I sit in horror at the flooding devastation dealt on some of our unfortunate fellow citizens and wonder how it is, since this has all happened before, that these people were not protected. Was it because we were told that floods were a thing of the past? Tim Flannery, David Karoly and their mates, well publicised by the ABC, have been preaching for years that with “Global Warming” we can only expect droughts.

Is it too much to expect that with $1,571,098,000.00 budgeted for the Australian Department of Climate Change and Energy Efficiency 2010-2011, someone might have said, hang on a bit, lets spend some of that making sure that whatever the weather does, citizens are safe right now? Especially since none of the Al Gore alarmist predictions are actually coming true. The Argo buoy network shows global Ocean temperatures have been declining since 2004. Polar Bears are doing just fine, atolls are growing and in 2010 Antarctica had a record maximum Sea ice extent.

Then I only need a word from Julia Gillard to know that we are doomed, she backs the fools and charlatans all the way. As if a carbon tax will influence La Nina. Albert Einstein said that only two things are infinite – the Universe, and human stupidity, and he was not certain of the former. Our lives are becoming more and more claustrophobic as mind-numbing stupidity smothers us.
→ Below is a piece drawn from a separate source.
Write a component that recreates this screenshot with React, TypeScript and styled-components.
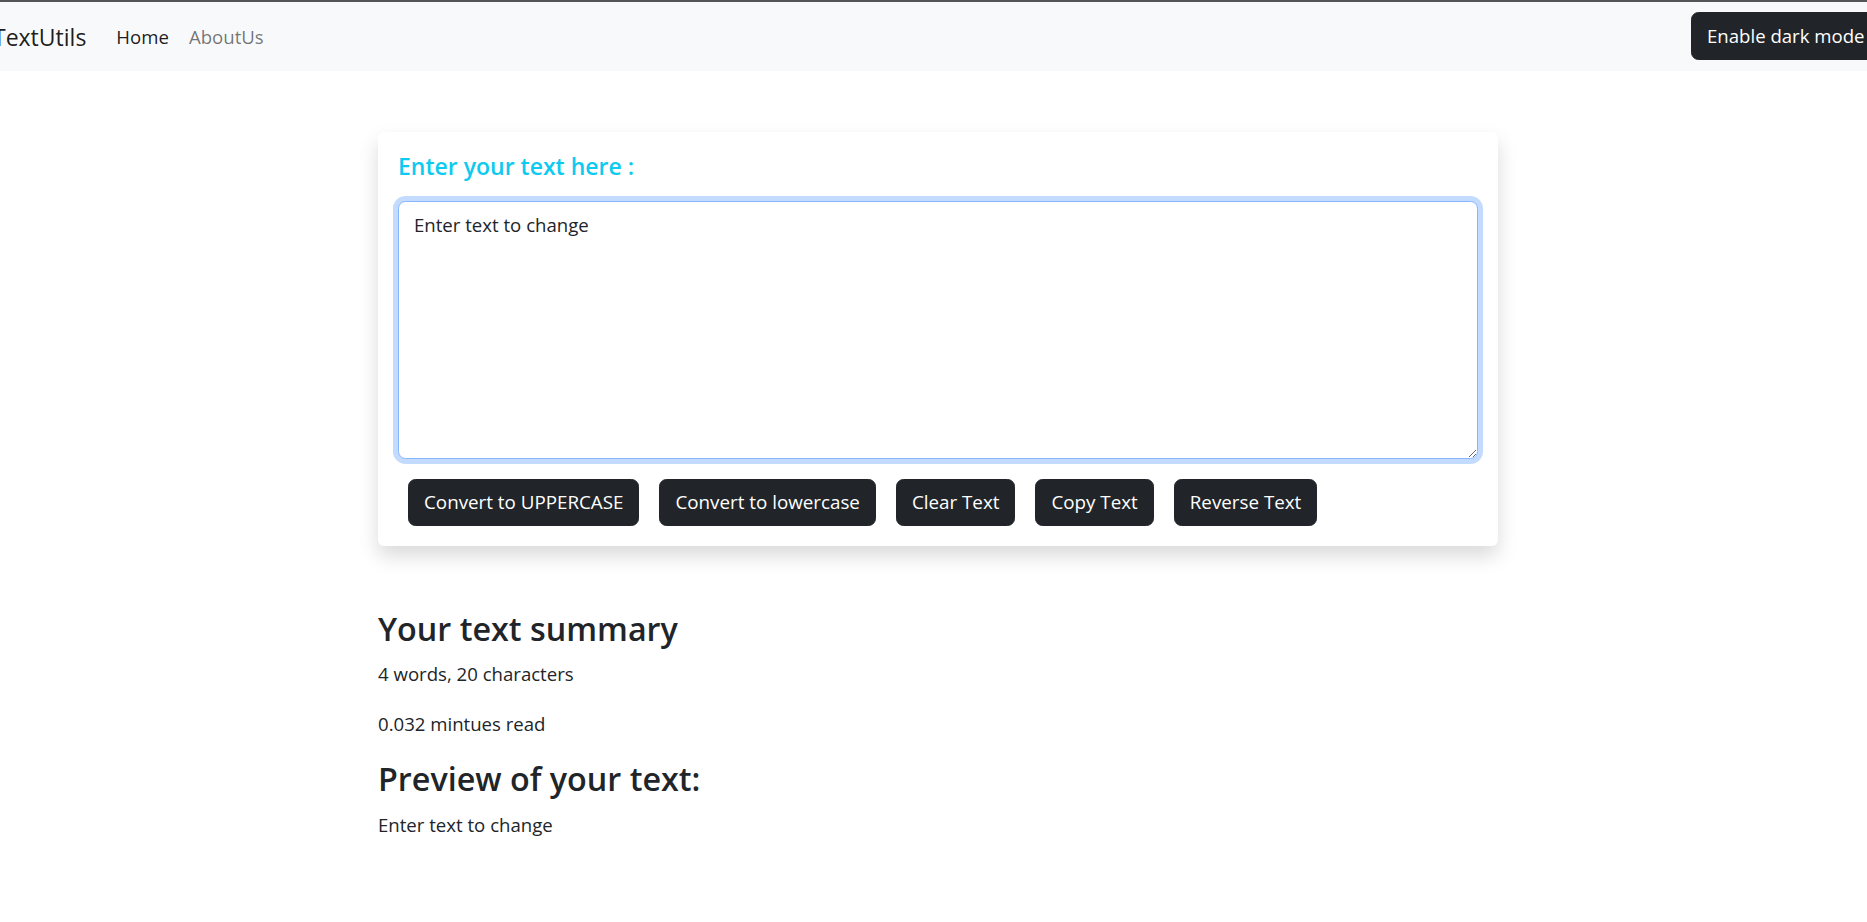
import React from "react";
import styled, { createGlobalStyle } from "styled-components";

const GlobalStyle = createGlobalStyle`
  *, *::before, *::after { box-sizing: border-box; }
  html, body {
    margin: 0;
    padding: 0;
    overflow: hidden;
    background: #ffffff;
  }
  body {
    font-family: "Open Sans", "Noto Sans", Arial, sans-serif;
    font-size: 18.6px;
    line-height: 30px;
    color: #212529;
  }
`;

const Navbar = styled.nav`
  display: flex;
  align-items: center;
  height: 71px;
  background: #f8f9fa;
  border-top: 2px solid #555555;
`;

const Brand = styled.a`
  margin-left: -7px;
  margin-right: 20px;
  font-size: 23px;
  line-height: 36px;
  color: rgba(0, 0, 0, 0.9);
  text-decoration: none;
  white-space: nowrap;
`;

const NavList = styled.ul`
  display: flex;
  list-style: none;
  margin: 0;
  padding: 0;
`;

const NavLink = styled.a<{ $active?: boolean }>`
  display: block;
  padding: 0 10px;
  font-size: 18.6px;
  line-height: 30px;
  color: ${(p) => (p.$active ? "rgba(0, 0, 0, 0.9)" : "rgba(0, 0, 0, 0.55)")};
  text-decoration: none;
  white-space: nowrap;
`;

const NavEnd = styled.div`
  margin-left: auto;
  width: 176px;
  flex-shrink: 0;
  display: flex;
`;

const DarkButton = styled.button`
  flex-shrink: 0;
  height: 48px;
  padding: 0 15px;
  margin-top: -2px;
  border: 1px solid #212529;
  border-radius: 7.5px;
  background: #212529;
  color: #ffffff;
  font-family: inherit;
  font-size: 18.6px;
  line-height: 30px;
  white-space: nowrap;
  cursor: pointer;
`;

const Main = styled.main`
  width: 1120px;
  margin: 61px 0 0 378px;
`;

const Card = styled.section`
  background: #ffffff;
  border-radius: 6px;
  box-shadow: 0 10px 20px rgba(0, 0, 0, 0.15);
  padding: 21px 20px 20px;
`;

const CardTitle = styled.h4`
  margin: 0 0 20px;
  font-size: 23px;
  font-weight: 600;
  line-height: 1.2;
  color: #0dcaf0;
`;

const TextArea = styled.textarea`
  display: block;
  width: 100%;
  height: 258px;
  margin: 0 0 20px;
  padding: 8px 15px 7px;
  font-family: inherit;
  font-size: 18.6px;
  line-height: 30px;
  color: #212529;
  background: #ffffff;
  border: 1px solid #86b7fe;
  border-radius: 7.5px;
  box-shadow: 0 0 0 5px rgba(13, 110, 253, 0.25);
  outline: none;
  resize: vertical;
`;

const ButtonRow = styled.div`
  display: flex;
  flex-wrap: wrap;
`;

const ActionButton = styled.button`
  margin: 0 10px;
  padding: 7.5px 15px;
  border: 1px solid #212529;
  border-radius: 7.5px;
  background: #212529;
  color: #ffffff;
  font-family: inherit;
  font-size: 18.8px;
  line-height: 30px;
  white-space: nowrap;
  cursor: pointer;
`;

const Summary = styled.section`
  margin-top: 63px;
`;

const SectionTitle = styled.h2`
  margin: 0 0 12px;
  font-size: 32.3px;
  font-weight: 600;
  line-height: 1.2;
  color: #212529;
`;

const Para = styled.p`
  margin: 0 0 20px;
  font-size: 18.6px;
  line-height: 30px;
`;

const actions = [
  "Convert to UPPERCASE",
  "Convert to lowercase",
  "Clear Text",
  "Copy Text",
  "Reverse Text",
];

export default function App() {
  const text = "Enter text to change";
  const words = text.split(/\s+/).filter(Boolean).length;
  return (
    <>
      <GlobalStyle />
      <Navbar>
        <Brand href="#">TextUtils</Brand>
        <NavList>
          <li>
            <NavLink href="#" $active>
              Home
            </NavLink>
          </li>
          <li>
            <NavLink href="#">AboutUs</NavLink>
          </li>
        </NavList>
        <NavEnd>
          <DarkButton type="button">Enable dark mode</DarkButton>
        </NavEnd>
      </Navbar>
      <Main>
        <Card>
          <CardTitle>Enter your text here :</CardTitle>
          <TextArea defaultValue={text} rows={8} />
          <ButtonRow>
            {actions.map((a) => (
              <ActionButton key={a} type="button">
                {a}
              </ActionButton>
            ))}
          </ButtonRow>
        </Card>
        <Summary>
          <SectionTitle>Your text summary</SectionTitle>
          <Para>
            {words} words, {text.length} characters
          </Para>
          <Para>0.032 mintues read</Para>
          <SectionTitle>Preview of your text:</SectionTitle>
          <Para>{text}</Para>
        </Summary>
      </Main>
    </>
  );
}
There is only one escape – go diving!

If you want to cut through the spin and find out what is really happening, and has historically happened, to the Earth’s Climate then read palaeoclimatologist Professor Robert Carter’s brilliant “Climate: The Counter Consensus”. (Stacey International 2010 IBSN: 978 1 906768 29 4). It is essential reading for anyone who wants an intelligent opinion on anthropogenic climate change.

And I’m looking forward to reading Dr. Patrick Moore’s “Confessions of a Greenpeace Dropout – the making of a sensible environmentalist”. Patrick was a co-founder of Greenpeace but resigned when the organization was taken over by fanatics. He supports science over alarmism – and realises that nuclear power is essential for our futures.